* start *

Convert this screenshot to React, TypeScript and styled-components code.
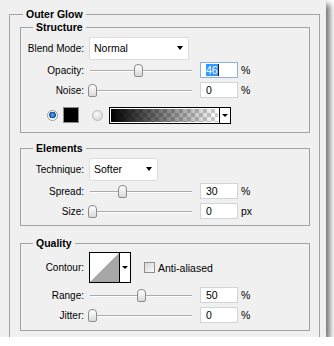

* end *
* start *

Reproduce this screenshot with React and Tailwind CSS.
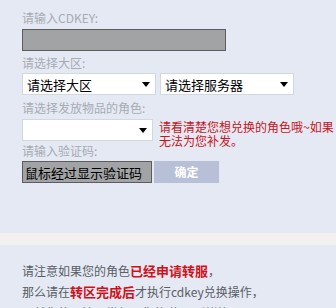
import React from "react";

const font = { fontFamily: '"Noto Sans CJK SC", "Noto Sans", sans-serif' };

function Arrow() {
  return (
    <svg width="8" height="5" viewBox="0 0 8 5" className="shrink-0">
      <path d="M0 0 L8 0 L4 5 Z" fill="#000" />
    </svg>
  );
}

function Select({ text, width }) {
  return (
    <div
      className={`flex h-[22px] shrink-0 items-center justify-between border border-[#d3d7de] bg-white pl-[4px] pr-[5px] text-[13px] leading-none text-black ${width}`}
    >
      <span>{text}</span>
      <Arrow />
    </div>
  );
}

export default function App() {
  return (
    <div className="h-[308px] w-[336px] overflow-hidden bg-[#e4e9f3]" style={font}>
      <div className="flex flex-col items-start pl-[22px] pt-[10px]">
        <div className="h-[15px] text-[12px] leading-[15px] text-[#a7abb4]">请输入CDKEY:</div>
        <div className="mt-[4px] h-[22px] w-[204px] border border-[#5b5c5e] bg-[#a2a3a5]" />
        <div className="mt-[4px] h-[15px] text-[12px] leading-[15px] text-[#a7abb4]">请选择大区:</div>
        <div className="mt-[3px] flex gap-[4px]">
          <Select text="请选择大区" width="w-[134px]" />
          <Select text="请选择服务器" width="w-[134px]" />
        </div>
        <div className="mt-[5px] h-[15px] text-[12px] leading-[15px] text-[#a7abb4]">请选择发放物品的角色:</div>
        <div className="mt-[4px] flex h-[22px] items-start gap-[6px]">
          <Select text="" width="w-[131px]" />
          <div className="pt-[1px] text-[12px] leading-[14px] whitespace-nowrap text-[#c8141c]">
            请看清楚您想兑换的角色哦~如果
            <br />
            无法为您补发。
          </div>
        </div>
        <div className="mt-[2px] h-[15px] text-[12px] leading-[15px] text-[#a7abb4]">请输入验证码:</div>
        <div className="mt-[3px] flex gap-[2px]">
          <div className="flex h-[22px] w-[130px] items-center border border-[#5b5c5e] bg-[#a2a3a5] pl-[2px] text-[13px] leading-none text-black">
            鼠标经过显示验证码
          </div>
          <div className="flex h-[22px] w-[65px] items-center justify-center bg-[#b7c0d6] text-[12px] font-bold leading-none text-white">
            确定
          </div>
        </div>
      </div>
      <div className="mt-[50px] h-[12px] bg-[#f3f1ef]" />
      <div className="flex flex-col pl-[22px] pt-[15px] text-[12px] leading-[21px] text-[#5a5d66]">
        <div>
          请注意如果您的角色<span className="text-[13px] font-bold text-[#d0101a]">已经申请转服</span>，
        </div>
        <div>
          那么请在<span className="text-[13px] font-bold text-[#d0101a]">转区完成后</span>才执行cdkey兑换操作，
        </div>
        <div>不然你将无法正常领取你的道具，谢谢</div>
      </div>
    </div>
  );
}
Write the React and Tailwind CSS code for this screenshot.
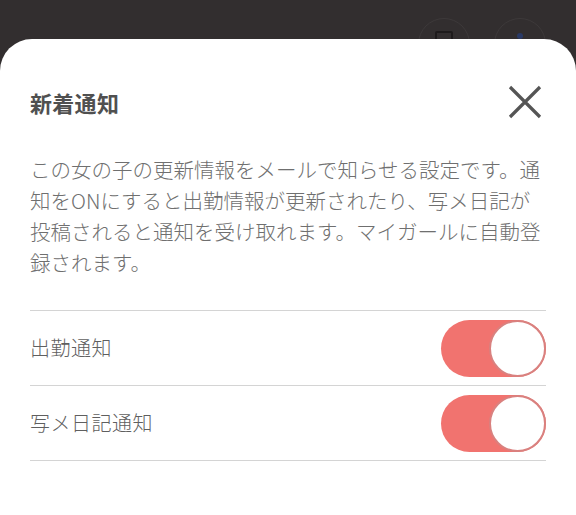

* end *
* start *

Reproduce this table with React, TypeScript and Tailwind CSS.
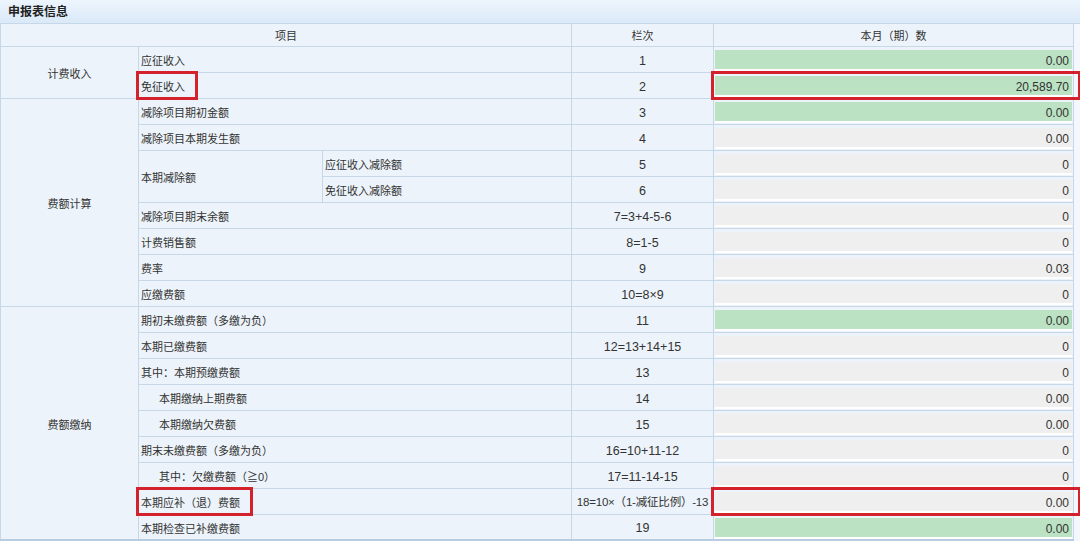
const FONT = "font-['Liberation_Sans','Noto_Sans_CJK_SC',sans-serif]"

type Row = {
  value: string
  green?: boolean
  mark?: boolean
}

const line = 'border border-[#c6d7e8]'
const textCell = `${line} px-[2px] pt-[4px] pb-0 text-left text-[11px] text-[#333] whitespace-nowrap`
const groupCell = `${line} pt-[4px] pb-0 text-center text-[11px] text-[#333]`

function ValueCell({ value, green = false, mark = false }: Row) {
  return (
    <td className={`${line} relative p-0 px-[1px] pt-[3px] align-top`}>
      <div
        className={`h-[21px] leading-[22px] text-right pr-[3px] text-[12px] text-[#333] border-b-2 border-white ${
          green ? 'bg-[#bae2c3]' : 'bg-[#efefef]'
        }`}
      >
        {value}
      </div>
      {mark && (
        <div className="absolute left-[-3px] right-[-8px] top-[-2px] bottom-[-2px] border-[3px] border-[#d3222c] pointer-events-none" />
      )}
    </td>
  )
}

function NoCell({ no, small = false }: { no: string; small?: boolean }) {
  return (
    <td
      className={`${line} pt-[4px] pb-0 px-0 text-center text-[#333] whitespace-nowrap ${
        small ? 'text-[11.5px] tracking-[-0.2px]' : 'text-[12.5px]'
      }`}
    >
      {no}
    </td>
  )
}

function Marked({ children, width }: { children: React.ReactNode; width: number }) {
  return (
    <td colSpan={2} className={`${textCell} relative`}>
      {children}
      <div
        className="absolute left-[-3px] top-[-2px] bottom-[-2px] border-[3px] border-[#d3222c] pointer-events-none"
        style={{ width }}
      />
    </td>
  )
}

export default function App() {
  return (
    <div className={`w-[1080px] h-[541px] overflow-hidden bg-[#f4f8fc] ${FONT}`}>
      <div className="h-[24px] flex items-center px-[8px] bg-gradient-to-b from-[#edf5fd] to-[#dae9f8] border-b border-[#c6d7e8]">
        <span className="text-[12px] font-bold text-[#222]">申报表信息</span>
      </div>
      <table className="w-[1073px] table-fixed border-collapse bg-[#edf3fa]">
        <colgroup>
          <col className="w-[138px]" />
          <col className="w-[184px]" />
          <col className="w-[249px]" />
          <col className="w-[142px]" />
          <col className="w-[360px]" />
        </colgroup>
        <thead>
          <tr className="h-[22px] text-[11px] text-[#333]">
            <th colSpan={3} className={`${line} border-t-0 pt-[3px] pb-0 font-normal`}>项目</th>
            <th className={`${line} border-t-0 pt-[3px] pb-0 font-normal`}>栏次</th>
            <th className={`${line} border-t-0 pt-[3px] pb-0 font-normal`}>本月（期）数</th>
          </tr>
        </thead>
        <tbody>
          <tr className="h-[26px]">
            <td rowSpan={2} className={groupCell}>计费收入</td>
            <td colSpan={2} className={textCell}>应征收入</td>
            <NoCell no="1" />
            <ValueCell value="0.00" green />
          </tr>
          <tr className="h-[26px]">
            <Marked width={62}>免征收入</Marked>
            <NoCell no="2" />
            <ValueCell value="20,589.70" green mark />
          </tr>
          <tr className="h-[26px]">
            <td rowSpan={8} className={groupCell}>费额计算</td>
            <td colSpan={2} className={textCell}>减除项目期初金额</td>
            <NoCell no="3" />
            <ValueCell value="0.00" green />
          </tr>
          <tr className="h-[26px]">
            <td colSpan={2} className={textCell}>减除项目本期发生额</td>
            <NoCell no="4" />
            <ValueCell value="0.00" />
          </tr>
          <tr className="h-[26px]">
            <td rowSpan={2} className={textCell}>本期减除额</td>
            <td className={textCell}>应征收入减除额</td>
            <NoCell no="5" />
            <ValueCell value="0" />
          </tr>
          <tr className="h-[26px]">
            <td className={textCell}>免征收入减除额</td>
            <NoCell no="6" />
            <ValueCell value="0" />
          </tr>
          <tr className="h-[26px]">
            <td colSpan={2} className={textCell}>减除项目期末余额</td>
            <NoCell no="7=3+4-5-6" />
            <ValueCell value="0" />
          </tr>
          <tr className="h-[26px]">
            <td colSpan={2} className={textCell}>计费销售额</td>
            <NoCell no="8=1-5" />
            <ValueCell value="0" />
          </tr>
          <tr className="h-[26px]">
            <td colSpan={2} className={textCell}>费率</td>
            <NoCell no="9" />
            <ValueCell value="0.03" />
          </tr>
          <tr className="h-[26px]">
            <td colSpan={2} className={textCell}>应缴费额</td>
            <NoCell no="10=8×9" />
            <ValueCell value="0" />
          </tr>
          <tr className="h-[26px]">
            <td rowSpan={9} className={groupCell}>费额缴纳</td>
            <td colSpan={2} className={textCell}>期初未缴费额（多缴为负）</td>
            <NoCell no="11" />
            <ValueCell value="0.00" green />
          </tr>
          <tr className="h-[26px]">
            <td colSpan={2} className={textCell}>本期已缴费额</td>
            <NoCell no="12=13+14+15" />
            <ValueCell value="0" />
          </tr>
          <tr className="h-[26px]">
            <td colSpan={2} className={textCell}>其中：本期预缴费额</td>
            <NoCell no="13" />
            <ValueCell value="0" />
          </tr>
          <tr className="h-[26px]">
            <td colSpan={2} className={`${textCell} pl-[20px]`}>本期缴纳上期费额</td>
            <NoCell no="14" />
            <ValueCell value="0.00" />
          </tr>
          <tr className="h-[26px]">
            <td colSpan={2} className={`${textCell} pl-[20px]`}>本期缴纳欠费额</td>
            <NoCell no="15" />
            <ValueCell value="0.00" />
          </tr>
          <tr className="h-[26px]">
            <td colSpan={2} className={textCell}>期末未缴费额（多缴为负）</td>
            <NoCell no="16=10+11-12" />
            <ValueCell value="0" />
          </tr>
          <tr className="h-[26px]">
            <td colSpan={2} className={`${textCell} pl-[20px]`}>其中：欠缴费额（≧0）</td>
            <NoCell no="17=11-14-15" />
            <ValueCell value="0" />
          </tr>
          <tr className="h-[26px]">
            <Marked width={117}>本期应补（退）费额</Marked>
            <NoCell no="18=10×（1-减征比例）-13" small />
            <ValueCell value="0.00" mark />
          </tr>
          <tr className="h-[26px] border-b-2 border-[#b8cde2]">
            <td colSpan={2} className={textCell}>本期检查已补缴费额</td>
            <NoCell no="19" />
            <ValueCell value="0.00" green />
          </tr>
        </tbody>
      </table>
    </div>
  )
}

* end *

What you should do: Exactly as they appear, write out the lines from the one containing "Reproduce this table" down to the one containing "pt-[4px] pb-0 text-center", both included. Pictures are left out.

Final result:
Reproduce this table with React, TypeScript and Tailwind CSS.
const FONT = "font-['Liberation_Sans','Noto_Sans_CJK_SC',sans-serif]"

type Row = {
  value: string
  green?: boolean
  mark?: boolean
}

const line = 'border border-[#c6d7e8]'
const textCell = `${line} px-[2px] pt-[4px] pb-0 text-left text-[11px] text-[#333] whitespace-nowrap`
const groupCell = `${line} pt-[4px] pb-0 text-center text-[11px] text-[#333]`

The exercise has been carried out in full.